There's no doubt that Nintendo stole the show at last week's E3 with its new 6.2-inch touchscreen Wii U controller. Without providing much on the actual Wii U console itself, gamers have been left in the dark as to how powerful it is. A new report says the Wii U is 50 percent more powerful than a PS3/Xbox 360.
According to Sterne Agee analyst Arvind Bhatia who claims certain developers he's spoken to say Nintendo's new console is one beefy monster, there's not much on the side of official confirmation.
"Some of the developers we spoke to indicated to us that the console will have 50 percent more processing power compared to the PlayStation 3 or Xbox 360. This is yet to be confirmed by Nintendo."
Logically speaking, the demo reel that Nintendo showed off at E3 does hint at PS3/Xbox 360 performance in terms of graphics (Nintendo president Reggie Fils-Aimes admit to using PS3/Xbox 360 footage), but would a 50 percent performance boost actually mean anything?
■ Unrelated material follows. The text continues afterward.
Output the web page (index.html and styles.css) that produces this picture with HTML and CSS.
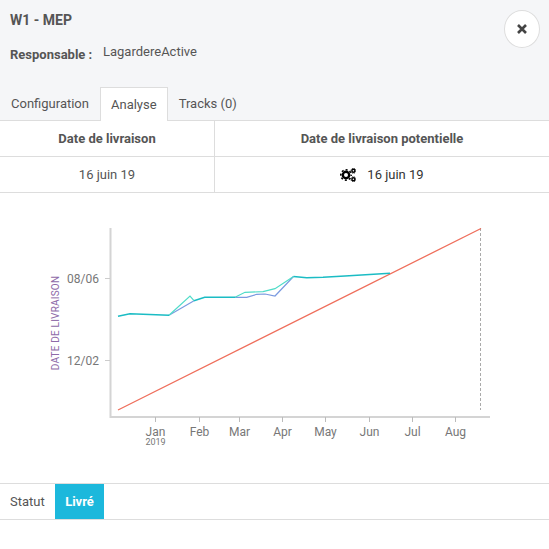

Let's just say the difference will be negligible. In terms of evolution, it only makes sense that the Wii U will be slightly more powerful than the PS3 and Xbox 360 consoles that were released in 2005 and 2006 respectively. Five to six years of CPU/GPU improvements leaves a whole lot of room for Nintendo to outspec its rivals.
In addition, we also know that the Wii U will accept proprietary optical discs with up to 25GB of storage (most likely based on Blu-Ray) and its CPU is supposedly based off IBM's Watson supercomputer. On these two specs alone, we'd expect the Wii U to at least match the PS3 in capabilities when it's released. Can a PS3 churn out IBM Watson-like computations?
Of course, until the Wii U actually ships, Nintendo confirms, somebody takes it apart or developers actually show games with more detail, more polygons, more whatever to prove the Wii U is 50 percent more powerful, Bhatia's and anybody else's claim is pure fodder. Besides, if the Wii U's streaming functions between the TV and controller with no noticeable lag (seriously, we tried this thing out!) isn't an indication that the hardware is going to be more than capable, then what is?